For GPs and LPs, valuing the price of assets in a continuation fund is seen as the biggest challenge. If investors are not convinced that the price is right, they might not support the deal.
“By definition it’s a continuation, so the GP is involved in both sides of the transaction and needs to make sure its investors feel it’s doing it in a robust, fair transparent process,” said Katherine Ashton, partner at international law firm Debevoise & Plimpton.
To help allay investor concerns, private equity groups have adopted a range of strategies. These include setting up an independent panel of experts to provide a fair valuation of the asset and sometimes an auction process to solicit competing bids.
Thiha Tun, partner at law firm Dechert, said he recently worked on one continuation fund deal where not only was the GP buying and selling the asset, but the lead investor was also in both funds. “That sort of transaction, you could very easily say, is a deal that has just been cooked up by the GP and one of its investors, and who knows whether that price is appropriate and whether the terms of the transaction are fair,” he said.
To mitigate concerns over conflicts of interest, Tun said that the GPs sought a fairness opinion from a third party, and then went to the Limited Partner Advisory Committees for a vote.
All this means a heavy due diligence workload for the parties involved – as well as extra advisory fees.

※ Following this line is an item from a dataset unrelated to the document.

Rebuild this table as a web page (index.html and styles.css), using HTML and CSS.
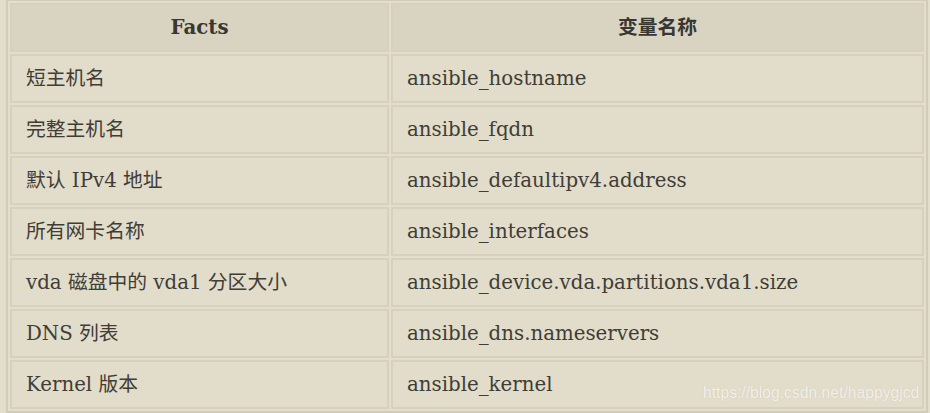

Even though assets often stay under the same GPs, the fact that they move from one fund to another, with new investors joining in the process, can spark regulatory issues: “On at least two of the deals I’ve done this year, the portfolio companies…had a big enough market share to trigger antitrust and anti-competition issues,” said Tun.
Stay or go?
LPs can choose whether to roll into the new investment or cash out. They can even do both, by selling down some of their stake and keeping a slice in the new vehicle.
But as some investors leave, GPs need new LPs to come in, which means they need to convince them that staying with the asset will create higher returns.
Increasingly, the job of convincing investors is getting easier, as they are drawn in by the lower risk profile, says Coller’s Hani El Khoury.
“From a risk profile, you’re going into a situation where a GP has owned the asset for four or five years. Unlike the risk profile of a primary investment – where to a certain extent the GP buys the asset and doesn’t know exactly what to expect – here the GP knows exactly what to expect. The risk profile is actually lower.”
Greater work for LPs
But continuation funds can create more work for LPs, according to Ashton. Unlike in traditional blind pool funds, where GPs had the responsibility to scrutinise the investments, in continuation funds the onus is on LPs too.
“LPs are being asked whether to stay with that asset or not. That means heightened due diligence and more responsibility to look at the asset in a way that typically PE participants have never had to in the old set up, because they used to rely on the sponsor to evaluate the risk of each portfolio investment,” Ashton said.
In the end, the extra work might be worth it. BC’s Maskell said that some GPs will look in the rear view mirror and wish they hadn’t sold an asset too early, because the next sponsor made even more returns after buying it from them.
Holding on for longer is giving some buyout firms and their investors the opportunity to take a second bite of the cherry and juice the returns that bit extra.